Nothing was rushed. The vet and her assistants kept everything professional, respectful, and deeply sympathetic. They’d known him well from his cute appearance and his years of uncooperative, fitful visits. This time they didn’t need a muzzle, or creative restraints, or all hands on deck.

The worst event of our year and possibly decade was gently conducted and over within 90 minutes.

No ceremony. No days of counting down to a “showing”. No obituary. No hours of hanging out with other relatives discussing the dearly departed over baked snacks. No graveside presentation with Scripture reading and more rain. No days of lingering over the deep wounds and the Lucky-sized hole in our hearts.

After twelve years living with a dog with “so much personality” as the vet charitably described him, we returned home without a dog.

We tried napping the grief away, but it keeps returning in waves, cresting and crashing every time we’re hit with another flood of memories and regrets and what-might-have-been wishes. Little, errant reminders around the house keep stabbing at us — forgotten doggie toys, grooming equipment, doggie-themed knickknacks, and so on.

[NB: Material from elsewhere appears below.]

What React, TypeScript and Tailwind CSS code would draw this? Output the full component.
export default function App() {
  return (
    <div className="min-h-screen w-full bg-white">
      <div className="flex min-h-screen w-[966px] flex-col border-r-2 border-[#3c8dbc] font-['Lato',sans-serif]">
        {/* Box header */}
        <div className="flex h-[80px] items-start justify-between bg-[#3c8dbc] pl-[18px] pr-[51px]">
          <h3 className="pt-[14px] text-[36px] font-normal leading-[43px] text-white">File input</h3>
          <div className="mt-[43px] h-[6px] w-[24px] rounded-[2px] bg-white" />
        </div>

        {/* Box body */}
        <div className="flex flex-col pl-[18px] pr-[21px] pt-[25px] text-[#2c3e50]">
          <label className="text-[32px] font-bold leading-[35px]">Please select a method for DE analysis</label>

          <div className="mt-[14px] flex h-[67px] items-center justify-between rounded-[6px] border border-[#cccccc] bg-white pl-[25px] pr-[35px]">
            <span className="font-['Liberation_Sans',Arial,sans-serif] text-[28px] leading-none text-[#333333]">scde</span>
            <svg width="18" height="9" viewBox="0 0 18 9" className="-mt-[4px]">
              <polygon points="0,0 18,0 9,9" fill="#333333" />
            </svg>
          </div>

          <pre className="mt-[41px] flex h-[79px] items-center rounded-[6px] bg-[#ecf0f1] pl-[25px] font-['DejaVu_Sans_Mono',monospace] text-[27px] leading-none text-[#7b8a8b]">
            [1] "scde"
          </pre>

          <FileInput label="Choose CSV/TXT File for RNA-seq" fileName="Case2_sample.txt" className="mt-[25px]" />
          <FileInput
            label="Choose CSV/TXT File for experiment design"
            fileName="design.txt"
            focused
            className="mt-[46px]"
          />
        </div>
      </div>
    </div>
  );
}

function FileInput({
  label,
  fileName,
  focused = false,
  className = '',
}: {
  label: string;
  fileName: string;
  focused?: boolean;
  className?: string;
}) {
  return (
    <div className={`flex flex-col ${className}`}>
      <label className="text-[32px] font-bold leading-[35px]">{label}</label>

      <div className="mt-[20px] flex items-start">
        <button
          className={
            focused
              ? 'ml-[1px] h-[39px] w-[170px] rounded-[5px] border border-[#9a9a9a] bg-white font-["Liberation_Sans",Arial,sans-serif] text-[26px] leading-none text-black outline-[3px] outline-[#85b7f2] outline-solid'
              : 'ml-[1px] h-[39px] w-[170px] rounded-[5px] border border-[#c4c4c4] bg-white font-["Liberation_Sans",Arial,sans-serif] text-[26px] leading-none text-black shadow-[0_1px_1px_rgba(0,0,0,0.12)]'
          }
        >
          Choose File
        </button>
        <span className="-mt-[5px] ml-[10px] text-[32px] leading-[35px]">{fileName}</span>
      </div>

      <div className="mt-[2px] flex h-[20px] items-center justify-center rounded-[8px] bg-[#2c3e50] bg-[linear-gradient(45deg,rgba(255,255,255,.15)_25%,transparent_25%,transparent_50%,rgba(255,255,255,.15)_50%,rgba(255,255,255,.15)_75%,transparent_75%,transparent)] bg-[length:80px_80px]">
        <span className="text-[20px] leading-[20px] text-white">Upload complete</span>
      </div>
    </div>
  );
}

We each went to our separate corners and looked for welcome distractions. I forced myself to catch up on the increasingly inane Legends of Tomorrow. Two straight episodes of characters grieving other dead characters was not helpful. I queued up the last DVD commentary I’d been half-listening to, which just so happened to be Four Weddings and a Funeral. And of course the very next scene was the death, the one funeral, and the speech where John Hannah quotes W.H. Auden’s “Funeral Blues”. Hannah got as far as…

Stop all the clocks, cut off the telephone,
Prevent the dog from barking with a juicy bone…

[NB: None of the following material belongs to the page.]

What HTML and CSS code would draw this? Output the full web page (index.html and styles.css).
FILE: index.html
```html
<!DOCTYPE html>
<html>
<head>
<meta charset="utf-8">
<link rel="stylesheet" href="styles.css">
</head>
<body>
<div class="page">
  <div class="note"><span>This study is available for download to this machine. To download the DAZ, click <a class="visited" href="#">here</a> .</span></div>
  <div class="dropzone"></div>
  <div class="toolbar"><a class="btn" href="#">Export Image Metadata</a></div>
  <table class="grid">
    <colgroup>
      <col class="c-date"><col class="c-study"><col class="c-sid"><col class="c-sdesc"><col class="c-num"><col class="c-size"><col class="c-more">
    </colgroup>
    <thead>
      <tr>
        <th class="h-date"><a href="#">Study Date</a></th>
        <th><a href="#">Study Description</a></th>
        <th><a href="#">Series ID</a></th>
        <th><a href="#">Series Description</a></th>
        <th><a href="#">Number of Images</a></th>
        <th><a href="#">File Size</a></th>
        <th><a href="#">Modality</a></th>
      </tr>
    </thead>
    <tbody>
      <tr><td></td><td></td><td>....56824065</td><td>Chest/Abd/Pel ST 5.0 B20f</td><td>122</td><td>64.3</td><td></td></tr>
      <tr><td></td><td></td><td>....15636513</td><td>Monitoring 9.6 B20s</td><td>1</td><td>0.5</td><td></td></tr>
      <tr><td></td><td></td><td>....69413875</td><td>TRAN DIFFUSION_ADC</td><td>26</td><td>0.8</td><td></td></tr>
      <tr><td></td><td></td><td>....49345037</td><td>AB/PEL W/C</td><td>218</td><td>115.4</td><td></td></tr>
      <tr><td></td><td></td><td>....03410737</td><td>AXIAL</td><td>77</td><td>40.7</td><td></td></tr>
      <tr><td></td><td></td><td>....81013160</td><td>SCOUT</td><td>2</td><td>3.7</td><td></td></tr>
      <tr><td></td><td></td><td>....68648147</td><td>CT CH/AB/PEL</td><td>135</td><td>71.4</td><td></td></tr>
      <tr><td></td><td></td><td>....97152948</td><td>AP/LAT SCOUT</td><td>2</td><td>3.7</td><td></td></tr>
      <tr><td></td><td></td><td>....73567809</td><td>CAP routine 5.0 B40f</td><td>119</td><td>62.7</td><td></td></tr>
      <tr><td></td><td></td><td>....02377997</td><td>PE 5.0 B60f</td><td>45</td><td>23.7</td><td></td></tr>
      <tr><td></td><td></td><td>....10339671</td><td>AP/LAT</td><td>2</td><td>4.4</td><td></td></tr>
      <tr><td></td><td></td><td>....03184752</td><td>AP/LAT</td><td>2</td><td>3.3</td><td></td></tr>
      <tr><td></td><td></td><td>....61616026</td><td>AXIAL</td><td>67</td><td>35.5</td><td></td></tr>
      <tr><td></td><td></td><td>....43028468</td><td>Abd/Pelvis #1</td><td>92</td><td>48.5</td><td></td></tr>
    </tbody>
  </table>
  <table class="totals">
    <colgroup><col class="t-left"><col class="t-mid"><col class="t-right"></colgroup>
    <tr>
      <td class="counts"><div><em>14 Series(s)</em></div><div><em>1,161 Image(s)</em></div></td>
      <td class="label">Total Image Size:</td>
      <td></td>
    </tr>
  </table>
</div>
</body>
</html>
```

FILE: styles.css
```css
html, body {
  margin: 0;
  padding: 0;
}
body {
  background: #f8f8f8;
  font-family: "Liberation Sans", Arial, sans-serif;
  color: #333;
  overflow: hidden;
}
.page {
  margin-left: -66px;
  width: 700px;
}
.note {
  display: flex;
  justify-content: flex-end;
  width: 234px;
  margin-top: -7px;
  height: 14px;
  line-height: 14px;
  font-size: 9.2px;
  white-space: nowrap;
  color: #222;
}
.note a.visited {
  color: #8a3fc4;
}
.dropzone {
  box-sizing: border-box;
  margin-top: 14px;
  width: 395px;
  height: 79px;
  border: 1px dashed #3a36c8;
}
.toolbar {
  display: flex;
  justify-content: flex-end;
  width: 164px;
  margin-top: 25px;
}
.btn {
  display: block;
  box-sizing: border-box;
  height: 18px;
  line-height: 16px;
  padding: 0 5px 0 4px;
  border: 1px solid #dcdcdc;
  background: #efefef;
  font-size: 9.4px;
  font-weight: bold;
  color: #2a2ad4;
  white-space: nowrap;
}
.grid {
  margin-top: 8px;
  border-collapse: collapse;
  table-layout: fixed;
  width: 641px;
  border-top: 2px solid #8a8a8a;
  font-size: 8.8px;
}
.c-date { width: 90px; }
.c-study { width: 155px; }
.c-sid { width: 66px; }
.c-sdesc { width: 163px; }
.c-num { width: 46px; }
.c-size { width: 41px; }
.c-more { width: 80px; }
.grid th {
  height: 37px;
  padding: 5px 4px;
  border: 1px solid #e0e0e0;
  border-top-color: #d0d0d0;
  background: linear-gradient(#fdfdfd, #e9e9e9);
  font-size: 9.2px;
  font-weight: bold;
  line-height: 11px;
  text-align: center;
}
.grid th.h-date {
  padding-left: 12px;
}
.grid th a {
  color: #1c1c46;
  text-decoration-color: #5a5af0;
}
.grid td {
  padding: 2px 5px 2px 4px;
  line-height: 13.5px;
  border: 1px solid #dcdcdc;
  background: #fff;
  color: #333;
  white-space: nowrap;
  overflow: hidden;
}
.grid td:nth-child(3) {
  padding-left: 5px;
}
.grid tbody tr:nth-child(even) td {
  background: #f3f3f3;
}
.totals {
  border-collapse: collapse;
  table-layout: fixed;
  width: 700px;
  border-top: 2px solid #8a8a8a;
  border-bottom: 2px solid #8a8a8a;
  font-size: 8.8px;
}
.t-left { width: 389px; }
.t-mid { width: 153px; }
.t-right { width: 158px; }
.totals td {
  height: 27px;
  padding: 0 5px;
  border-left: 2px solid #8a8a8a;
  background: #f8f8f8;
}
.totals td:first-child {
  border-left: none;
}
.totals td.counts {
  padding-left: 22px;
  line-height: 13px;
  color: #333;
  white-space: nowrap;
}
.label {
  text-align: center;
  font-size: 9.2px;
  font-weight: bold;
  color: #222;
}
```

…before I started shouting in my head, “But doctor, the dog WAS Pagliacci!” Mentally mashing up Auden with Alan Moore for an audience of zero did not cheer me up and the DVD had to be stopped.

4:30 p.m. came and went. For the first time in years, it meant nothing.

None of us had appetites for lunch, but we agreed to a nominal supper of home-cooked burgers, one of my few specialties. When a few flecks of beef hit the floor, I didn’t have to race anyone to snatch them first.

A few crumbs from the buns likewise cascaded to the kitchen tile. No one swept them up.

We slept long but poorly, with no one snoozing at our feet.

I type this now with no one lying next to me. No one bouncing up and down awaiting their next meal. No one scratching at the patio door to be let outside, No one standing guard in case of disgusting goose invasion. No one bouncily following Anne around the house during her round of weekend chores. No wagging.

For twelve fun-filled years, Lucky wasn’t merely our pet, or our sidekick, or a burden or liability. He was the heart of our household, the loving comic relief, the self-appointed sentinel, the fourth wheel on the Golden cart. Now the cart’s tilting off-balance and we’re struggling to keep it upright.

It’s entirely likely we’ll get another dog someday, but right now is far, far, far too soon. We know we need time. For now we’re waiting for the pain to ebb, and hoping and praying to get back to the joy that was real.

Backyard Jungle Lucky!

Imagining doggie heaven as a lush, untrimmed backyard.

3 responses

  1. So very sorry to read this. I understand and share your grief, having lost my own cherished sidekick 7 months ago. In the early days I felt as if life was always going to be less sunny, off color. The pain lessened eventually, even if I haven’t quite gotten fully over the loss. Give yourself time.